Sean: That is amazing with your nonprofit. I’m just curious. What does your nonprofit do? How’d you found it? I do plan to start one someday, an orphanage here in the Philippines. That’s on the plan, on the roadmap, but I have no idea how to start and I’d like to learn from you.
J Haleem: Oh yeah. Oh, well, I’ve never wanted to be a nonprofit owner because, here where I am locally, people create nonprofits for it seemed like they are one of the reasons to ask for money. You know, from the government or otherwise. And I’m totally about hustling for whatever I get. So I’m okay with that. So we have, I won’t starve LLC at first, and this is me putting on conferences, doing training for individuals, teaching people about entrepreneurship.
However, when COVID happened, I saw the vision. A lot of people, minorities like myself in this country were hurt worse than other individuals. And so I created a nonprofit so that I can get individuals to help African-Americans here in the states to learn about entrepreneurship, without having to spend their money. Not me spending money, but without them, I had to spend money.
But we deal with in the states is we have a lot of businesses that us, as African-Americans spend money with and they don’t have to spend money in our community. And so my thing is trying to create a pipeline through my nonprofit, for someone to spend money with us, without them having to go ahead and spend money, to get that knowledge, wisdom, and understanding that they can go out and feed their family.
So that’s what the basis between creating ‘I won’t starve academy’ was about. Successfully being able to teach African-Americans how to be entrepreneurs.

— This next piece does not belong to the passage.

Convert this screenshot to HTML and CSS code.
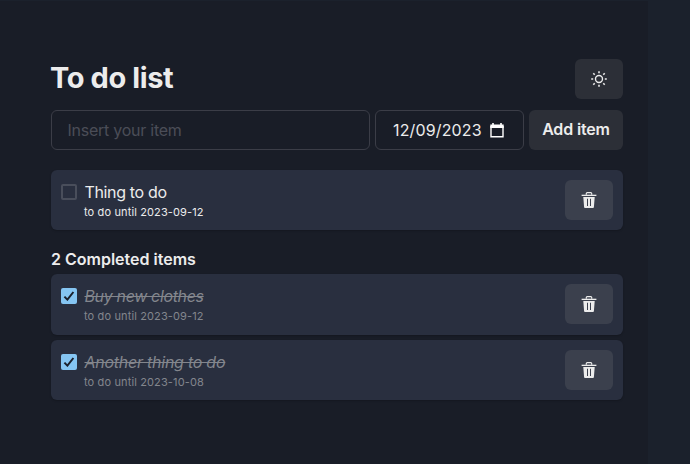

Sean: Thank you. Thank you so much for doing that. I mean, not a lot of people have that burden. Not a lot of people actually act upon that burden. You’re one of those few people and I just want to say thank you from all the way here from the Philippines.
That’s really amazing.
J Haleem: No problem. No problem. I, you know, we just gotta step up, you know, we see these things. Again, I never wanted them. My wife always told me, because she’s worked for nonprofits. “J, well a non-profit can make money too.” Like it’s not about that. I needed to, I really wanted to have something that I can really offer.
And then it’s just COVID that opened up the door for that. So we actually became a 501C3 last year. We’re celebrating our one-year anniversary actually next Sunday, we’re having a nice celebration here for that.
Sean: Congratulations. And hey, you know that God, won’t forget that, right. I mean, he’s just looking at you and saying “more blessings for this guy, cause he’s being a river of blessing. He’s blessing other people as well. So that’s really good stuff.